Moreover, the majority’s reliance on Shah is misplaced. Shah explained that “[cjonjeeture and speculation can never replace substantial evidence.” Shah, 220 F.3d at 1069 (quoting Maini v. INS, 212 F.3d 1167, 1175 (9th Cir.2000)). In other words, the decision of the IJ must be based on substantial evidence and cannot be merely unsupported conjecture. See also Lopez-Reyes v. INS, 79 F.3d 908, 912 (9th Cir.1996) (holding that because the IJ did not set forth a specific reason for his conclusion but the conclusion was based on personal conjecture the conclusion therefore was not based on evidence). I agree that conjecture unsupported by evidence is not entitled to deference, but in the present case, the IJ’s findings were supported by specific facts provided by Antoshchenko’s testimony and are not mere conjecture.

Finally, the events described by Antoshchenko — being detained twice for several hours, being pushed by police when she was arrested, and being robbed and beaten by unknown assailants — are reprehensible but are nowhere near the level of seriousness found in the three asylum cases cited by the majority.5 The majority concedes that in two of those cases the women “were more badly harmed than Antoshchenko” but suggests that Antoshchenko’s injuries were “comparable to the large bruise and broken lip suffered by” petitioner in Krotova. Yet in Krotova the court explained that “Petitioner experienced three violent assaults (one occurring at a synagogue and one involving her 9-year-old daughter), the murder of a close family friend, and the severe beating of her brother — all perpetrated by anti-Semitic groups.” Krotova, 416 F.3d at 1084. Antoshchenko’s mistreatment does not include either the gravity of injury or the clear racial animus present in the cases cited by the majority.

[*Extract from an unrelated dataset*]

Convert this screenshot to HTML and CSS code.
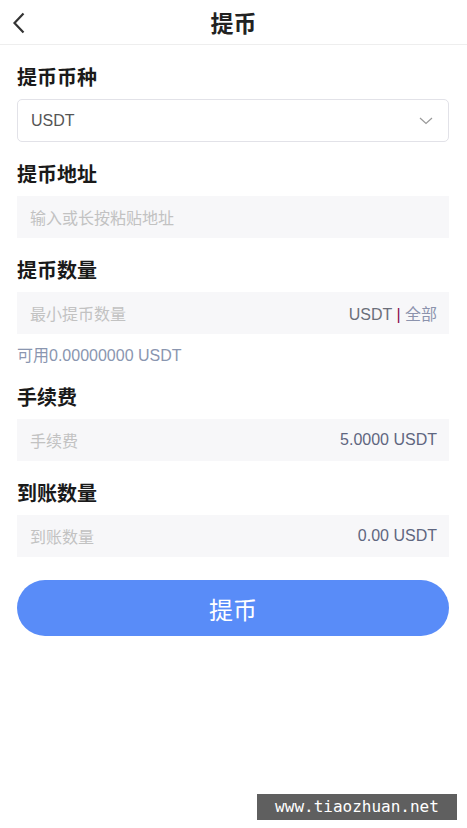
FILE: index.html
```html
<!DOCTYPE html>
<html lang="zh-CN">
<head>
  <meta charset="UTF-8" />
  <meta name="viewport" content="width=device-width, initial-scale=1.0"/>
  <title>提币</title>
  <link rel="stylesheet" href="styles.css">
</head>
<body>

  <header class="topbar">
    <a href="#" class="back">
      <svg width="14" height="22" viewBox="0 0 14 22"><path d="M11.5 1.5 L2.5 11 L11.5 20.5" fill="none" stroke="#333" stroke-width="2.2"/></svg>
    </a>
    <h1>提币</h1>
  </header>

  <main class="form">
    <div class="field">
      <h2>提币币种</h2>
      <div class="select">
        <span>USDT</span>
        <svg width="14" height="8" viewBox="0 0 14 8"><path d="M1 1 L7 6.5 L13 1" fill="none" stroke="#999" stroke-width="1.2"/></svg>
      </div>
    </div>

    <div class="field">
      <h2>提币地址</h2>
      <div class="input">
        <span class="ph">输入或长按粘贴地址</span>
      </div>
    </div>

    <div class="field">
      <h2>提币数量</h2>
      <div class="input">
        <span class="ph">最小提币数量</span>
        <span class="unit">USDT <i class="sep">|</i> <a href="#" class="all">全部</a></span>
      </div>
      <p class="avail">可用0.00000000 USDT</p>
    </div>

    <div class="field">
      <h2>手续费</h2>
      <div class="input">
        <span class="ph">手续费</span>
        <span class="value">5.0000 USDT</span>
      </div>
    </div>

    <div class="field last">
      <h2>到账数量</h2>
      <div class="input">
        <span class="ph">到账数量</span>
        <span class="value">0.00 USDT</span>
      </div>
    </div>

    <button class="submit-btn">提币</button>
  </main>

  <div class="watermark">www.tiaozhuan.net</div>

</body>
</html>
```

FILE: styles.css
```css
body {
  font-family: "Liberation Sans", Arial, "Noto Sans CJK SC", sans-serif;
  margin: 0;
  background: #fff;
  color: #333;
}
.topbar {
  position: relative;
  height: 44px;
  border-bottom: 1px solid #eeeeee;
  display: flex;
  align-items: center;
  justify-content: center;
}
.topbar h1 {
  margin: 0;
  font-size: 23px;
  font-weight: bold;
  color: #222;
}
.back {
  position: absolute;
  left: 12px;
  top: 12px;
  display: flex;
}
.form {
  padding: 20px 18px 0 17px;
  display: flex;
  flex-direction: column;
}
.field {
  margin-bottom: 20px;
}
.field.last {
  margin-bottom: 23px;
}
.field h2 {
  margin: 0 0 8px;
  font-size: 20px;
  line-height: 26px;
  font-weight: bold;
  color: #1a1a1a;
}
.select {
  height: 41px;
  border: 1px solid #e2e2e8;
  border-radius: 5px;
  display: flex;
  align-items: center;
  justify-content: space-between;
  padding: 0 15px 0 13px;
  font-size: 16px;
  color: #555;
}
.input {
  height: 42px;
  background: #f7f7f9;
  display: flex;
  align-items: center;
  justify-content: space-between;
  padding: 0 12px 0 13px;
  font-size: 16px;
}
.ph {
  color: #c2c2c2;
}
.unit {
  color: #6b6f7a;
}
.sep {
  font-style: normal;
  color: #8a0a4a;
}
.all {
  color: #8c93ad;
  text-decoration: none;
}
.value {
  color: #5f6680;
}
.avail {
  margin: 12px 0 -1px 0;
  font-size: 16px;
  line-height: 20px;
  color: #8a96b0;
}
.submit-btn {
  height: 56px;
  border: none;
  border-radius: 28px;
  background: #598cf8;
  color: #fff;
  font-family: inherit;
  font-size: 24px;
}
.watermark {
  position: absolute;
  left: 257px;
  top: 794px;
  width: 200px;
  height: 26px;
  background: #5f5f5f;
  color: #fff;
  font-family: "DejaVu Sans Mono", monospace;
  font-size: 16px;
  line-height: 26px;
  text-align: center;
}
```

The evidence was probably sufficient to allow the IJ to find past persecution. However, our review is limited to determining whether the evidence compelled such a finding. I would deny the petition because Antoshchenko’s testimony suggested that there were reasons other than anti-Semitism motivating the actions taken against her.

. The IJ noted that Antoshchenko testified that her assailants "told her nothing but to stop screaming.” This is in stark contrast to cases such as Smolniakova v. Gonzales, 422 F.3d 1037, 1049 (9th Cir.2005), in which “Smolniakova's assailants called her a ‘Jewish Bitch’ ” thus establishing a nexus between the beating and her religion.

. The majority cites Korablina v. INS, 158 F.3d 1038, 1041 (9th Cir.1998), in which the petitioner "was the subject of repeated beatings,” Smolniakova, 422 F.3d at 1049-50, involving the brutal murder of two “close family friends,” plus an assault on Smolniakova followed by repeated death threats, and Krotova v. Gonzales, 416 F.3d 1080, 1084 (9th Cir.2005), involving three violent assaults.